### Directive
For each line of the data below that holds "styles", copy the line.

### Data provided

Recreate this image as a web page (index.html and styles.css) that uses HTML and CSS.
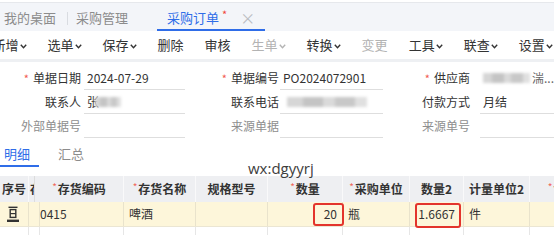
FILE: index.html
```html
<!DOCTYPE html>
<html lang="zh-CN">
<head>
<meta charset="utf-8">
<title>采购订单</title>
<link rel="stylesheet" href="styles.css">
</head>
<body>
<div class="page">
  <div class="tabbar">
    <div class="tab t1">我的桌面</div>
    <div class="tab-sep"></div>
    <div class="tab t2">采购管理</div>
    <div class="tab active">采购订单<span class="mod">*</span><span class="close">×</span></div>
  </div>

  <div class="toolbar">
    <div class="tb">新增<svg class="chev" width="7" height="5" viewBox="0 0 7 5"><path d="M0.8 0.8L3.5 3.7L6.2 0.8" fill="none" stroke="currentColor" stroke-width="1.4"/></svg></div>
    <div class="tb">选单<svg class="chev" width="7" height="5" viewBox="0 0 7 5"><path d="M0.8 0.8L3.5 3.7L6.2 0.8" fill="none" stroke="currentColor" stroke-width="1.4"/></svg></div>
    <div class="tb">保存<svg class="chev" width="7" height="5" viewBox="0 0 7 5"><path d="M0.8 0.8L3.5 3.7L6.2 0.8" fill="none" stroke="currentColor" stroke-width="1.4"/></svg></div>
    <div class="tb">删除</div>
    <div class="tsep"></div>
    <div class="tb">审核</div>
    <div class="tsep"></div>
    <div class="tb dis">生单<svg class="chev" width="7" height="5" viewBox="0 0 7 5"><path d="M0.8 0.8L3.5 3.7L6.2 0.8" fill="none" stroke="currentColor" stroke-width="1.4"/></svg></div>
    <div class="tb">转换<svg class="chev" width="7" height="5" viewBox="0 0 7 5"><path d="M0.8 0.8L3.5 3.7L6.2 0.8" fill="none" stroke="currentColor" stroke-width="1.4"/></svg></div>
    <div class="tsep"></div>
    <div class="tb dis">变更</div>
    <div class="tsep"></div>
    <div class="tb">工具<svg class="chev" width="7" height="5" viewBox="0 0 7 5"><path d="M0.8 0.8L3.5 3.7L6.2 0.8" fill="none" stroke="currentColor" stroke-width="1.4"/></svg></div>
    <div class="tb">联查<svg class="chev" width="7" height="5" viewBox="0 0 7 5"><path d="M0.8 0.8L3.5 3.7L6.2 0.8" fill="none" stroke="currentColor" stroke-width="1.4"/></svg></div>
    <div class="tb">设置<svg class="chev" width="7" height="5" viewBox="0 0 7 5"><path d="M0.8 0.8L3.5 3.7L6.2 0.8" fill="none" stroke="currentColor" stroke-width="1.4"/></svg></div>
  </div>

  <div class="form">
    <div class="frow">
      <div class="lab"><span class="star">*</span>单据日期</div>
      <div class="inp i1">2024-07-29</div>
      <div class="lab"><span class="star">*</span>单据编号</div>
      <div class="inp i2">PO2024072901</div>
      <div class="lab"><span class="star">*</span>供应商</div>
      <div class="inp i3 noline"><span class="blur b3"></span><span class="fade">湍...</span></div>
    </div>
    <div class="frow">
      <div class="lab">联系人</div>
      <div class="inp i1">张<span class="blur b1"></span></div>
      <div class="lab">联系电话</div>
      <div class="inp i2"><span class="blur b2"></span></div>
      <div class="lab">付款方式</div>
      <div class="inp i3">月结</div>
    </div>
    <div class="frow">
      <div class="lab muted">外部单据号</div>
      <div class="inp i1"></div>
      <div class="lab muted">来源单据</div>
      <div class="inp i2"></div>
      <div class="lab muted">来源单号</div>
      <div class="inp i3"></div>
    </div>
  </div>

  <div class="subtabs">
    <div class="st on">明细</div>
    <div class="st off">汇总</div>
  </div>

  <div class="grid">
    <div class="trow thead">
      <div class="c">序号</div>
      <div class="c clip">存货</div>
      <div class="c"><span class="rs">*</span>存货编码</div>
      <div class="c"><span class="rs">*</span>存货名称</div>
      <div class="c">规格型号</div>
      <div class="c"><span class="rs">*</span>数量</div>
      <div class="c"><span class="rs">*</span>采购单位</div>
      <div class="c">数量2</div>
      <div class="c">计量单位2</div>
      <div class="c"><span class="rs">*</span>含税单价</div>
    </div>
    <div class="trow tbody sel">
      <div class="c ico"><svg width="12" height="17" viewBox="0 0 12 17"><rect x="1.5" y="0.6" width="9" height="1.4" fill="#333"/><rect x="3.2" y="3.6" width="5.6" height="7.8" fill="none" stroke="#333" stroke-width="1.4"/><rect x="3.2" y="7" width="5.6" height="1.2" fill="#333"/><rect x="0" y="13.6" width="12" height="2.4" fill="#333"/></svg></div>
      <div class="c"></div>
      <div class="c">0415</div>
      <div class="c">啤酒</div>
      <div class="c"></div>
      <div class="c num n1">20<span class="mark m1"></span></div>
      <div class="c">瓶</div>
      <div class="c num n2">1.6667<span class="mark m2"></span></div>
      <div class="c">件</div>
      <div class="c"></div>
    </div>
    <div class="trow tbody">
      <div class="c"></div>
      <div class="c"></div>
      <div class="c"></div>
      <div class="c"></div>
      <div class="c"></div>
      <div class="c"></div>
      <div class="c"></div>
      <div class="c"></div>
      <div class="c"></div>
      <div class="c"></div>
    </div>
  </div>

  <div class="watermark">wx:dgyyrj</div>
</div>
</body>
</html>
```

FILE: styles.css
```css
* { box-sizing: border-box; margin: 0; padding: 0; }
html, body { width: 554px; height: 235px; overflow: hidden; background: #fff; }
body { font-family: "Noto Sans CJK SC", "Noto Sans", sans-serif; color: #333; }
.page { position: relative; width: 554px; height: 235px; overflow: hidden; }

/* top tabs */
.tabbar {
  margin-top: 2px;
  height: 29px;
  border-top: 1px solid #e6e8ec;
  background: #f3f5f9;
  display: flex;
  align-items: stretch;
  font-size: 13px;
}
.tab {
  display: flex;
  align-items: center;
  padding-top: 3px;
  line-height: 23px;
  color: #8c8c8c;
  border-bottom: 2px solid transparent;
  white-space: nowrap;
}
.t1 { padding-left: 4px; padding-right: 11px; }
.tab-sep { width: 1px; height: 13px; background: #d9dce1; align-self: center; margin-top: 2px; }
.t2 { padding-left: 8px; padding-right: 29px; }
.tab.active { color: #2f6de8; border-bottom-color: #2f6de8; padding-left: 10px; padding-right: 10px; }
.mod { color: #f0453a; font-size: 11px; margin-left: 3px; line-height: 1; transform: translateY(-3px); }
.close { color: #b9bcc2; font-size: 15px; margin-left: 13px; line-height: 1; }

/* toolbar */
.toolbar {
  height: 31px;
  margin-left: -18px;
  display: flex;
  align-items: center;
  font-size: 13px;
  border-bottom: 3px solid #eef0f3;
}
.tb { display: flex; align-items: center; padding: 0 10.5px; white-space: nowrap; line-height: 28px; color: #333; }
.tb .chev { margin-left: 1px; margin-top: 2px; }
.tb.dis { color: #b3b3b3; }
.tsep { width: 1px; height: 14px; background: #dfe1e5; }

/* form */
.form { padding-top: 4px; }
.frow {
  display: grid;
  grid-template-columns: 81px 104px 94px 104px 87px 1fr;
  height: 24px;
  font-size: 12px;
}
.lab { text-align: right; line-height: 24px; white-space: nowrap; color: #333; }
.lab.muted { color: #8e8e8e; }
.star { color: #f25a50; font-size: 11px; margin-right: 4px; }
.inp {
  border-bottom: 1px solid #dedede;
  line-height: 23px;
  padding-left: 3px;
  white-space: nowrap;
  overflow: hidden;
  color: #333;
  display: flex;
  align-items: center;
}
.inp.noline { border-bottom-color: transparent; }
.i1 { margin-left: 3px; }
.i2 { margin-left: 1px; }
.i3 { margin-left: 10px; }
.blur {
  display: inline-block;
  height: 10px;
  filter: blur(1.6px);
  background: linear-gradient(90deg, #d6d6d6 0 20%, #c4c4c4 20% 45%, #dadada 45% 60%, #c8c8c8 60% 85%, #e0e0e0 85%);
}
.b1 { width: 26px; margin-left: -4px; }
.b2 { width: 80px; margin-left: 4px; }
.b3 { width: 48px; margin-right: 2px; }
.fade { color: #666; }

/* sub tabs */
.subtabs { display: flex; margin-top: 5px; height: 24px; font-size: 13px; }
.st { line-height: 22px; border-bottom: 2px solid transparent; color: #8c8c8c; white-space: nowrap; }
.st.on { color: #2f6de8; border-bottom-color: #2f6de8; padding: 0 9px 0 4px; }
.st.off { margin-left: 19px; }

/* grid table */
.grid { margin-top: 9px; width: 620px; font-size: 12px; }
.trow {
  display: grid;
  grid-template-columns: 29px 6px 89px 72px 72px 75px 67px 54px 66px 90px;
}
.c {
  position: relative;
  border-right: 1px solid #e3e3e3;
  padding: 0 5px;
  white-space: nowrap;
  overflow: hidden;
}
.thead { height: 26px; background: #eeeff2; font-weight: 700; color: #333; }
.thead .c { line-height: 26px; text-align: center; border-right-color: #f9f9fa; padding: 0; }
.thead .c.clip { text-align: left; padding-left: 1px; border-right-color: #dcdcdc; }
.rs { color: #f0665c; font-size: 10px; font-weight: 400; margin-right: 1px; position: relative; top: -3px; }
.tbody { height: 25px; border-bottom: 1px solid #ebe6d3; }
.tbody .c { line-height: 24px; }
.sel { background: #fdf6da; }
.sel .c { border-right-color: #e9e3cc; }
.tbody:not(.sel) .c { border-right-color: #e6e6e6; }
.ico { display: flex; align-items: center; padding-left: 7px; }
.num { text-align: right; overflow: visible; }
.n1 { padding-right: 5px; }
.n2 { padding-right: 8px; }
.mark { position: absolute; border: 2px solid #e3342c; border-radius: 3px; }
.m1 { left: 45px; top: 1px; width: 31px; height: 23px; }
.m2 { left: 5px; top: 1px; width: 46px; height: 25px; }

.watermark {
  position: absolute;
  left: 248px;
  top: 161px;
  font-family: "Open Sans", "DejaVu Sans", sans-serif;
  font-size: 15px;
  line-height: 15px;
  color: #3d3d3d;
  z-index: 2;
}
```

### Written answer
Recreate this image as a web page (index.html and styles.css) that uses HTML and CSS.
<link rel="stylesheet" href="styles.css">
FILE: styles.css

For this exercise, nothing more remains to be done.